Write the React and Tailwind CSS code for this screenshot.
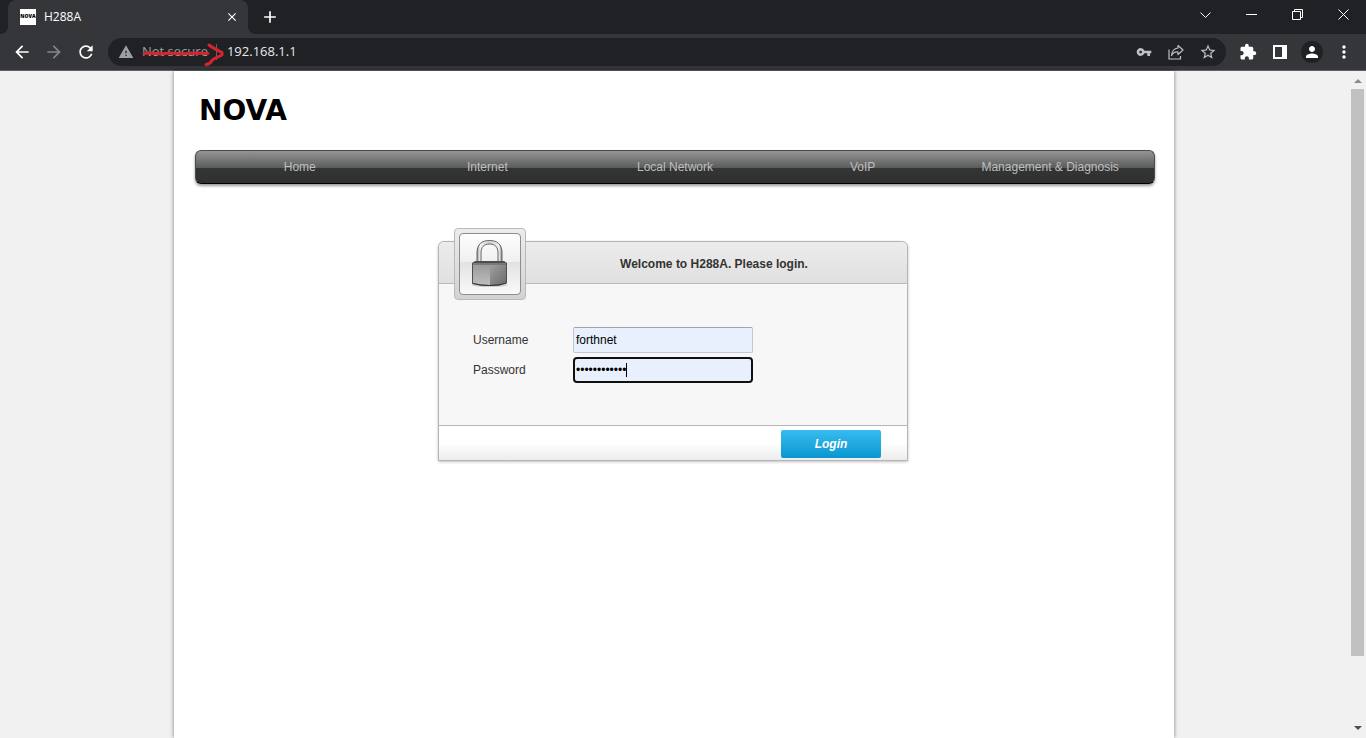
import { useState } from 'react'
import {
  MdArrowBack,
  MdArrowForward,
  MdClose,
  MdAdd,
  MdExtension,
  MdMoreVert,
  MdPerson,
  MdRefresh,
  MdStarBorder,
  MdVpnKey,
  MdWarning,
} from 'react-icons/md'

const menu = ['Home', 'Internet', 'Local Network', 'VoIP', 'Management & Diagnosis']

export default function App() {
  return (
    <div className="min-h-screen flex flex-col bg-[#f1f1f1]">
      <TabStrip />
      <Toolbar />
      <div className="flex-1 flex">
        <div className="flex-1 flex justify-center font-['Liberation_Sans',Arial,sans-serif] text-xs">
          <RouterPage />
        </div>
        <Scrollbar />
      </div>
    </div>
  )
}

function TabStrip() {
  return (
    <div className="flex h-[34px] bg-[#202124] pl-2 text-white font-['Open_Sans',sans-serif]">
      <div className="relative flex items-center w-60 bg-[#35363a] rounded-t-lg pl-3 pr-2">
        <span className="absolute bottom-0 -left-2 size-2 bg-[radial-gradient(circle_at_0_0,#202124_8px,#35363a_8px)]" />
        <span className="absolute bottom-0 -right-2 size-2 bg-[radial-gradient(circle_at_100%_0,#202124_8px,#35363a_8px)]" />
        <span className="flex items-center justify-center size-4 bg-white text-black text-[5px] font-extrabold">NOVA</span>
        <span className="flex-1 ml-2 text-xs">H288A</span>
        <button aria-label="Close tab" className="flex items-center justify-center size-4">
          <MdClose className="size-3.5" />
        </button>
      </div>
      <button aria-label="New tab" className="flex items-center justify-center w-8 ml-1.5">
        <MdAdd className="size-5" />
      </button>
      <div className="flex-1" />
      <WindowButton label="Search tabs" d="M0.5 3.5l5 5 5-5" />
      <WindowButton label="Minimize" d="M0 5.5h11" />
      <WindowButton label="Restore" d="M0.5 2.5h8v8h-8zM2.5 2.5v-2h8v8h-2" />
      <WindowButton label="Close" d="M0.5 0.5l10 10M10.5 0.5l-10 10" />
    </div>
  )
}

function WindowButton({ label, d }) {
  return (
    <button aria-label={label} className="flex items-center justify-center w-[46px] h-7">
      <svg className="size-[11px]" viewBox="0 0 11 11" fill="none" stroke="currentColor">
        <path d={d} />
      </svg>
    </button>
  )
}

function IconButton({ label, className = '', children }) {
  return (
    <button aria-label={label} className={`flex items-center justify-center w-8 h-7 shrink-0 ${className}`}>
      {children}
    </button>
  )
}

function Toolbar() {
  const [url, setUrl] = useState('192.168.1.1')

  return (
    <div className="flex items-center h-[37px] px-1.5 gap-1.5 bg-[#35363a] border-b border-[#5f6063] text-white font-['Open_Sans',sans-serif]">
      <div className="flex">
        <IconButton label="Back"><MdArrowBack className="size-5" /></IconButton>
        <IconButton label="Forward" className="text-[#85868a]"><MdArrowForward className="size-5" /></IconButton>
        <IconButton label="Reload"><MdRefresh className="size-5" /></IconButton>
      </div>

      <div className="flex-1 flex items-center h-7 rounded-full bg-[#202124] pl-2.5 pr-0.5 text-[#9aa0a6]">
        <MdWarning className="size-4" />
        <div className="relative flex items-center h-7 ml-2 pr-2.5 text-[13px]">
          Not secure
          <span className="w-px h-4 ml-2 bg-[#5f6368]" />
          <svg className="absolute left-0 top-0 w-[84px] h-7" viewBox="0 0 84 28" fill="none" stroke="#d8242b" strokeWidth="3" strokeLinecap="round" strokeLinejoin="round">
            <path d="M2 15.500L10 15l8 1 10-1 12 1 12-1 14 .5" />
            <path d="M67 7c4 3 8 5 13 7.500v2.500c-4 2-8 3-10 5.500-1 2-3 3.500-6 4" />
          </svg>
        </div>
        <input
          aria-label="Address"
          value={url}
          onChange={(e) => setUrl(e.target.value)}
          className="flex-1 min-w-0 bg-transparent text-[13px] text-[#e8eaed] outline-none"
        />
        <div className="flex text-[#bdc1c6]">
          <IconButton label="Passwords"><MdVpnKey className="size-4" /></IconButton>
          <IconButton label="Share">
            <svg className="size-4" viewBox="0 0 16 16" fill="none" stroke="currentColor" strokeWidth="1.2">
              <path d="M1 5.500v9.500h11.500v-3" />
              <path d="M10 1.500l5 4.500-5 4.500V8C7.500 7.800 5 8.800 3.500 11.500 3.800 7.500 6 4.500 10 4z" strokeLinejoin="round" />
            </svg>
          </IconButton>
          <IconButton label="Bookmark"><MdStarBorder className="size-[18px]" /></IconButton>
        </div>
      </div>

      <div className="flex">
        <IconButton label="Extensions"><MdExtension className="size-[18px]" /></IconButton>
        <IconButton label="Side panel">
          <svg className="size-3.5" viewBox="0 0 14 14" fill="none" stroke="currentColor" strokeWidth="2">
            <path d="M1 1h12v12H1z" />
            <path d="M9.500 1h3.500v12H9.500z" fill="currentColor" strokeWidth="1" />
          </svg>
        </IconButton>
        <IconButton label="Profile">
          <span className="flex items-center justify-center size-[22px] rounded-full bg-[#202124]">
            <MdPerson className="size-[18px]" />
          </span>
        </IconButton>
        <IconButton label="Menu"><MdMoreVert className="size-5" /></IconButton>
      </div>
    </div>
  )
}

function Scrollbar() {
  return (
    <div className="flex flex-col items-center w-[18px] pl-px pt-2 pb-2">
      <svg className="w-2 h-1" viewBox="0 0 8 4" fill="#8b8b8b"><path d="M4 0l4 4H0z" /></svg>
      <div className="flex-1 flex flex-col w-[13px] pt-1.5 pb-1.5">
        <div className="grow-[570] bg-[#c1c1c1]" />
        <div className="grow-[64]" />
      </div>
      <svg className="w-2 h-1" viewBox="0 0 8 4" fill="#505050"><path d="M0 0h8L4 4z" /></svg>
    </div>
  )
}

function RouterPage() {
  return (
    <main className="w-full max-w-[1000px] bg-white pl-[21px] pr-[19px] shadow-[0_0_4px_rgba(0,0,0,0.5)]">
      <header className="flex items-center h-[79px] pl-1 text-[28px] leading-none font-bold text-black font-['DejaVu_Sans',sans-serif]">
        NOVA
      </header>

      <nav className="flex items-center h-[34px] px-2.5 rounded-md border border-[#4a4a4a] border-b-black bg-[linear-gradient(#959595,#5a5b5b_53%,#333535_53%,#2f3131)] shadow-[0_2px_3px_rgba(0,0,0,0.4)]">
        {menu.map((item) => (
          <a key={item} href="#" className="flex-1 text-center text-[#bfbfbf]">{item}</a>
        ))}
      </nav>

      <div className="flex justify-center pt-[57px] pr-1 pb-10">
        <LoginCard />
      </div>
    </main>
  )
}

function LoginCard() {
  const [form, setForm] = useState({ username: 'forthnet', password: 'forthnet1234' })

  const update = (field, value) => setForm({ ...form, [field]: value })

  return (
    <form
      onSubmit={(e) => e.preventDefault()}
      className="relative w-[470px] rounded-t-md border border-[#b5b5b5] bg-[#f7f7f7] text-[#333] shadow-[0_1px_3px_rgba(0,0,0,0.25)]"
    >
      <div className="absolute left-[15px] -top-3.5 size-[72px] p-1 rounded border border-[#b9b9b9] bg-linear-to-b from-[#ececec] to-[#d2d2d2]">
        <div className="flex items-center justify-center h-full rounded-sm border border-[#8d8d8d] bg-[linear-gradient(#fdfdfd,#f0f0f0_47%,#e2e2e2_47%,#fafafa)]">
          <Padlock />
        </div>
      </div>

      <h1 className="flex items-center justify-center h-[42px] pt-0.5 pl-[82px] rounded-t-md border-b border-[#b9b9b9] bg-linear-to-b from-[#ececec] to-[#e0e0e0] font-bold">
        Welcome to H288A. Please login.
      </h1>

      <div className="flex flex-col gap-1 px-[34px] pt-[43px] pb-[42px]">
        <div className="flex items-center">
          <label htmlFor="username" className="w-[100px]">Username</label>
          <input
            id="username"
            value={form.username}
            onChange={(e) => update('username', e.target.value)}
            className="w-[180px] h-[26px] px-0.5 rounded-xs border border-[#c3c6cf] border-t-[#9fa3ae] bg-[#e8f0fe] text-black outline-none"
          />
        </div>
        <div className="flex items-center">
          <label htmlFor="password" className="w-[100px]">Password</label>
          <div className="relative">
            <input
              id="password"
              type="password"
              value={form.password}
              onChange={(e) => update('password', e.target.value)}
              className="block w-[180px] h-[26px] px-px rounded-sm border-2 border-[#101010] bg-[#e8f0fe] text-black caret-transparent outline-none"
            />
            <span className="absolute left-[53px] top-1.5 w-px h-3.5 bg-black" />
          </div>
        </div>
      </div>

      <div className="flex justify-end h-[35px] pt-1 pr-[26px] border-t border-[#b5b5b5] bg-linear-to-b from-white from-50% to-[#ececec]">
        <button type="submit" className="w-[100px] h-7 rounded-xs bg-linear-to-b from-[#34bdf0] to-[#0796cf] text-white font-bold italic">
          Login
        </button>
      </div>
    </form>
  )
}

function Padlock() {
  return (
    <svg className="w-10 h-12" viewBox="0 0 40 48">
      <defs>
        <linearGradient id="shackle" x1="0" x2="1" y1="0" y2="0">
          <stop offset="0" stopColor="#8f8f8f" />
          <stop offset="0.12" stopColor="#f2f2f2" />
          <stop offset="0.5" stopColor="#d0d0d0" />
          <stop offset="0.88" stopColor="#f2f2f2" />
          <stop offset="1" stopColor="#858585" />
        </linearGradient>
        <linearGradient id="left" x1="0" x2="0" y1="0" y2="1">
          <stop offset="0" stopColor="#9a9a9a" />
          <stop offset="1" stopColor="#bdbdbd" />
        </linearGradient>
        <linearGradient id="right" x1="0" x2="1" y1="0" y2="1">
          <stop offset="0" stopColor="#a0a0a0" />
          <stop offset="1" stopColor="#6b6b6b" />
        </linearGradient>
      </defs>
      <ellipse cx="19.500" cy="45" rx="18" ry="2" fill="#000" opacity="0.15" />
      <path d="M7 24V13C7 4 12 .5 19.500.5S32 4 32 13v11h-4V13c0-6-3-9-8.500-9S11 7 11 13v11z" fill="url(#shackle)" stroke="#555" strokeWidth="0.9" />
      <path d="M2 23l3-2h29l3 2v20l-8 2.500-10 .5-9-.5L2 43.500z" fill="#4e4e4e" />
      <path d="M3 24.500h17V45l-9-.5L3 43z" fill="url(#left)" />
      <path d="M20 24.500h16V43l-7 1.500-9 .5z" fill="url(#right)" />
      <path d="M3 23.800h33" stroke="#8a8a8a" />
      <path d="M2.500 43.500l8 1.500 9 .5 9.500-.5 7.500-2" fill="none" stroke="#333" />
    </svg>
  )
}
•••••
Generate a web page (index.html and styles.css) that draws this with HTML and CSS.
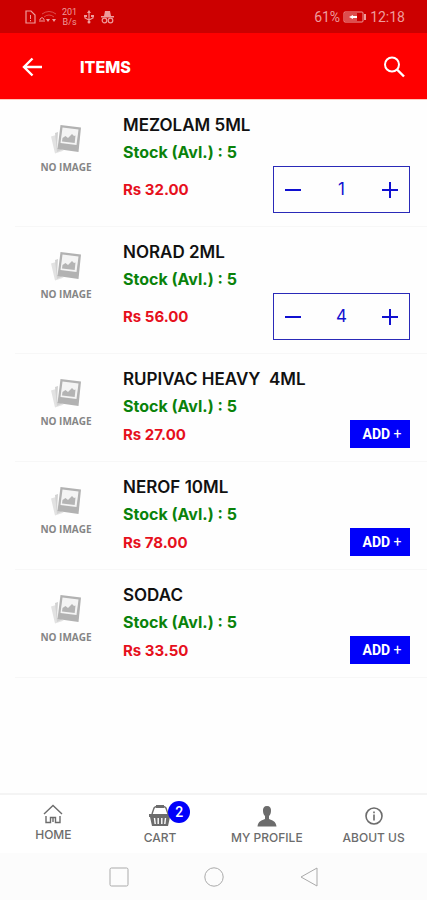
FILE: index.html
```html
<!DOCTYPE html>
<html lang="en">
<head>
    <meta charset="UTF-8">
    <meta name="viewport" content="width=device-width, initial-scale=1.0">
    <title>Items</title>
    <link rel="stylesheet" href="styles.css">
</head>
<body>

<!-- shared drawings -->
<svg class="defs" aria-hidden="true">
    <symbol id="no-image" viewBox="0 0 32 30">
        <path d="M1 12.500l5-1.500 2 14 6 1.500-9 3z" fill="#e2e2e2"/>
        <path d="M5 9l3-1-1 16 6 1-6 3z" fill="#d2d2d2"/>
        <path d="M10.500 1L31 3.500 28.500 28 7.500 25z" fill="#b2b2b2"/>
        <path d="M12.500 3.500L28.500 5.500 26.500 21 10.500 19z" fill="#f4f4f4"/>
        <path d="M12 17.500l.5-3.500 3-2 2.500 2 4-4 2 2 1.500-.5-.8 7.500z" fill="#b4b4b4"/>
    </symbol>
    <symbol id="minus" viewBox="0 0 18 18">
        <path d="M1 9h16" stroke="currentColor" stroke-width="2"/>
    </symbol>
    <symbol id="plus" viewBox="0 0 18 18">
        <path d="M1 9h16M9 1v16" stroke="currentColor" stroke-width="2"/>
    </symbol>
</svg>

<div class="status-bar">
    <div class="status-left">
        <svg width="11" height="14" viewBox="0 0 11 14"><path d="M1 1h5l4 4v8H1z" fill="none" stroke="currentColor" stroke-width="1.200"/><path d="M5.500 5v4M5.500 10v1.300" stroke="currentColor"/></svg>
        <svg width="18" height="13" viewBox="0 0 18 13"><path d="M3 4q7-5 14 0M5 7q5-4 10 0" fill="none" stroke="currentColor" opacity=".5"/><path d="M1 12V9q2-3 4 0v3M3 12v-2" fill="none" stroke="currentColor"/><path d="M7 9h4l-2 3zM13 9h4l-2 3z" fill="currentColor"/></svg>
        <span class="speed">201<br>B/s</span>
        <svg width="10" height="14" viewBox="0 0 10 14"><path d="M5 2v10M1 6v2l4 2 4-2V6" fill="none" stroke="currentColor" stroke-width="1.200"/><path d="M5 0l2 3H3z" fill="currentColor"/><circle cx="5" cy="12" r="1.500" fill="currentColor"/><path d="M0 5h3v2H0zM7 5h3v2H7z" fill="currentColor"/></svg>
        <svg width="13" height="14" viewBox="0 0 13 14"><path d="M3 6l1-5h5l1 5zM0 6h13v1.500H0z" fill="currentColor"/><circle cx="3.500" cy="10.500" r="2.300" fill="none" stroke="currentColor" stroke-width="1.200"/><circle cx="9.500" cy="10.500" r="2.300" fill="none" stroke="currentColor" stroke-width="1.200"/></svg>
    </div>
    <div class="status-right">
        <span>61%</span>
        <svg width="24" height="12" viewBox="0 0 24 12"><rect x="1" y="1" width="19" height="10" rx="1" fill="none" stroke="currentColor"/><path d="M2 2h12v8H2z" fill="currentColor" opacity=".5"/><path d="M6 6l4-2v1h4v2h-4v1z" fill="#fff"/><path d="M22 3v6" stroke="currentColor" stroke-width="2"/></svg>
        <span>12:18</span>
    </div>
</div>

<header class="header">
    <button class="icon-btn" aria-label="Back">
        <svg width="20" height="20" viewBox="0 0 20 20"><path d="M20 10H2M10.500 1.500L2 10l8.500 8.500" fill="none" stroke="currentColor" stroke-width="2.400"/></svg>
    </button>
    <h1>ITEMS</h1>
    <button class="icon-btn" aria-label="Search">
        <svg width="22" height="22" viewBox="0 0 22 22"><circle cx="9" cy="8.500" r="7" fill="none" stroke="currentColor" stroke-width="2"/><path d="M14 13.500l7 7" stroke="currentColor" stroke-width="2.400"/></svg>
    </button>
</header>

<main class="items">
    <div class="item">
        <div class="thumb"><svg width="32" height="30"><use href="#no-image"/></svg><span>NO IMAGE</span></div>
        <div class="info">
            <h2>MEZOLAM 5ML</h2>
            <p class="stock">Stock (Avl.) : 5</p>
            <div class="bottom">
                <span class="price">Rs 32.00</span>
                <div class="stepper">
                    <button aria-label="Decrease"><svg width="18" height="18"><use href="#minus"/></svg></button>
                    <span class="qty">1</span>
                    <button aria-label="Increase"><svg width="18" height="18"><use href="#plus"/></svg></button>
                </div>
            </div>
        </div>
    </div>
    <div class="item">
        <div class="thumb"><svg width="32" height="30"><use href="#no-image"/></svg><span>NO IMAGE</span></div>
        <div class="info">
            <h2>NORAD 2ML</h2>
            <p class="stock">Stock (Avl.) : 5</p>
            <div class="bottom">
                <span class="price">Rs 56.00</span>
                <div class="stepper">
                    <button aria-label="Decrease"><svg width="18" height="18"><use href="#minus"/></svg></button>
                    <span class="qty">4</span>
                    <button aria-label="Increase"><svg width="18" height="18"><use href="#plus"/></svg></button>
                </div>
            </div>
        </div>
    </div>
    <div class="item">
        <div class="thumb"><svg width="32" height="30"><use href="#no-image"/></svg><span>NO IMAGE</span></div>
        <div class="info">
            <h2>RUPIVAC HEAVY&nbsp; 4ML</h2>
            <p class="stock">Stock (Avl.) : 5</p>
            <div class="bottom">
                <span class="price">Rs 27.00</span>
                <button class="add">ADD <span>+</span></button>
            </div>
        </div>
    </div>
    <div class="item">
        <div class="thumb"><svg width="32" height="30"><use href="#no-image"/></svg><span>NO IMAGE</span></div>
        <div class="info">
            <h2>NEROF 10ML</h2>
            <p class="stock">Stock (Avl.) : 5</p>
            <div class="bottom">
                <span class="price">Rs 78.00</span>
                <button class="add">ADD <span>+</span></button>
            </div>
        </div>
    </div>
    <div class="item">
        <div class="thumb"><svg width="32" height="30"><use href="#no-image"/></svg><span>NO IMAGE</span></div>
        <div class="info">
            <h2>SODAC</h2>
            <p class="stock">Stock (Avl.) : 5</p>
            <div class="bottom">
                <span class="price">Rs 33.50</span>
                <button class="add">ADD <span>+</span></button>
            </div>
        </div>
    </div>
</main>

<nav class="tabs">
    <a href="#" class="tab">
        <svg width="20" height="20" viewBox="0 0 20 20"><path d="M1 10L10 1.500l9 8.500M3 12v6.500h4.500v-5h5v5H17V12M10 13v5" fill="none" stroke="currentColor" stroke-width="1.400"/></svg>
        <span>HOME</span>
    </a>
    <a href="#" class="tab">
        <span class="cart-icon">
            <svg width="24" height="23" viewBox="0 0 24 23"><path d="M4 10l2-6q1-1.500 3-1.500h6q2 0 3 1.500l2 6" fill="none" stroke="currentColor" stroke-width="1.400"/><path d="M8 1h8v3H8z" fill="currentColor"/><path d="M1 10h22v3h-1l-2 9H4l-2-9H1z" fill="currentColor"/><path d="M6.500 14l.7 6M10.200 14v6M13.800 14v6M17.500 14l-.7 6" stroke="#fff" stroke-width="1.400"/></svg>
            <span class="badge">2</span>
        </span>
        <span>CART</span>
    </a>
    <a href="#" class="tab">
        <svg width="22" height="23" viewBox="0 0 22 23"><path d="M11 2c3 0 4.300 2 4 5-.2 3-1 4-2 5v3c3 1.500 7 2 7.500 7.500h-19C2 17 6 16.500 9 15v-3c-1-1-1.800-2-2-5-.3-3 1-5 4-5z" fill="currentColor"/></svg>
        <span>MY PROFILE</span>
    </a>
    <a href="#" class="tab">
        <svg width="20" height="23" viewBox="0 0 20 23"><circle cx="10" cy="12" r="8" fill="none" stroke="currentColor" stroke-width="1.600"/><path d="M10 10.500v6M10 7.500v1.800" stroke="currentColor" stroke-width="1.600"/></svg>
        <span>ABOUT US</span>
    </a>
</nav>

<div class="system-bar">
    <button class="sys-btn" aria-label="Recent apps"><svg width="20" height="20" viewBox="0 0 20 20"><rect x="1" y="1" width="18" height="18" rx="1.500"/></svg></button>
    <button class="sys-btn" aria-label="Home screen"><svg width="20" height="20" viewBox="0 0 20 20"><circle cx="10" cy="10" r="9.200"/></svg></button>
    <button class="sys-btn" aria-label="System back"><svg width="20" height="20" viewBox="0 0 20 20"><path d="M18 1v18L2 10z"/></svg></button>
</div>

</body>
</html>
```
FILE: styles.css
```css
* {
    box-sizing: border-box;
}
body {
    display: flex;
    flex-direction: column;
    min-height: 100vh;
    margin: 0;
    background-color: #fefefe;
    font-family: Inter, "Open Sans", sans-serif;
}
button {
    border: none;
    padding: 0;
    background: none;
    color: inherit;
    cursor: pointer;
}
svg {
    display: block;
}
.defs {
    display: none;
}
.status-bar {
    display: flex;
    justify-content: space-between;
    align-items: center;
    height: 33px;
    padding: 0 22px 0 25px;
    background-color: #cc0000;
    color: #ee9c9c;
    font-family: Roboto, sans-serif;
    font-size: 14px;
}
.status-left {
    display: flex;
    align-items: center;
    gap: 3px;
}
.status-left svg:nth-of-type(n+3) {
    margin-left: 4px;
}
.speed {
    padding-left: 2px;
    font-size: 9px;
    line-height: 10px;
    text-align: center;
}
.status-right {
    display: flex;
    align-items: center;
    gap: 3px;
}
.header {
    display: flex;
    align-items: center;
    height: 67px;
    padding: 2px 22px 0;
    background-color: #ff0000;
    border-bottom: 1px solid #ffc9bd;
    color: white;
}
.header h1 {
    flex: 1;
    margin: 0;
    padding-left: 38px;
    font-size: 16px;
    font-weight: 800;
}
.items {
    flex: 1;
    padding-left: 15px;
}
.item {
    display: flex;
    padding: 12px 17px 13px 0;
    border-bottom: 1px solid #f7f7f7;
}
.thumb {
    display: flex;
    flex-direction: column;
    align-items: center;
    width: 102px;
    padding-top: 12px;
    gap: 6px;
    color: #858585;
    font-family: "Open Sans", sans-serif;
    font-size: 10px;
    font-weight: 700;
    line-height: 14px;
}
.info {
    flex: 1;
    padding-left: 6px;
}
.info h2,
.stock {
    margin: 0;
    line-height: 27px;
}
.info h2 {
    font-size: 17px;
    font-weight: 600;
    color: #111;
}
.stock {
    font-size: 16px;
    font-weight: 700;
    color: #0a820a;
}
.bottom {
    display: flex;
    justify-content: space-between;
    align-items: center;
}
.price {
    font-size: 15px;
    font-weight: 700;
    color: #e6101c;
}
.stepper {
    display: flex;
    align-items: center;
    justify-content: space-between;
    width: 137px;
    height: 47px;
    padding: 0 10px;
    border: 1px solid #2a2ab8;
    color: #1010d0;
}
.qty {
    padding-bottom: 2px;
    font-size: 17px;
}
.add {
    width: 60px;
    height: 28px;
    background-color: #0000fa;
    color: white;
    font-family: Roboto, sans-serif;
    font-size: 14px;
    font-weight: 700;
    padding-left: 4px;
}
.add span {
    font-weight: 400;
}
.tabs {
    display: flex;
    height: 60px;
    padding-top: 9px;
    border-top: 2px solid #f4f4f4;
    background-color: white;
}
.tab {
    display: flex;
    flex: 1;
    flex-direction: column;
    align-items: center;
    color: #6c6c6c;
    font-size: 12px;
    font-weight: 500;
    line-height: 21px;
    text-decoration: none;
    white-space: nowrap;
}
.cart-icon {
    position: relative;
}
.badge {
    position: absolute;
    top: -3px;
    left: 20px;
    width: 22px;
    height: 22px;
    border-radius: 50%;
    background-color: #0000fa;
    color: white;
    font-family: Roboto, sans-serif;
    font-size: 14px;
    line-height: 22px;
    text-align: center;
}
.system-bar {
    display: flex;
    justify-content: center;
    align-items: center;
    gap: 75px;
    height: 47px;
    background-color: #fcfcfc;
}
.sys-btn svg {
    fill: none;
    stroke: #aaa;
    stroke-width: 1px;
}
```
•••••
--- Instructions for the task ---
Start with the line that includes "Write the React" and finish with the line that includes "const menu = ['Home', 'Internet', 'Local": reproduce those lines exactly, nothing before or after, and omit any pictures.

--- Output for this task ---
Write the React and Tailwind CSS code for this screenshot.
import { useState } from 'react'
import {
  MdArrowBack,
  MdArrowForward,
  MdClose,
  MdAdd,
  MdExtension,
  MdMoreVert,
  MdPerson,
  MdRefresh,
  MdStarBorder,
  MdVpnKey,
  MdWarning,
} from 'react-icons/md'

const menu = ['Home', 'Internet', 'Local Network', 'VoIP', 'Management & Diagnosis']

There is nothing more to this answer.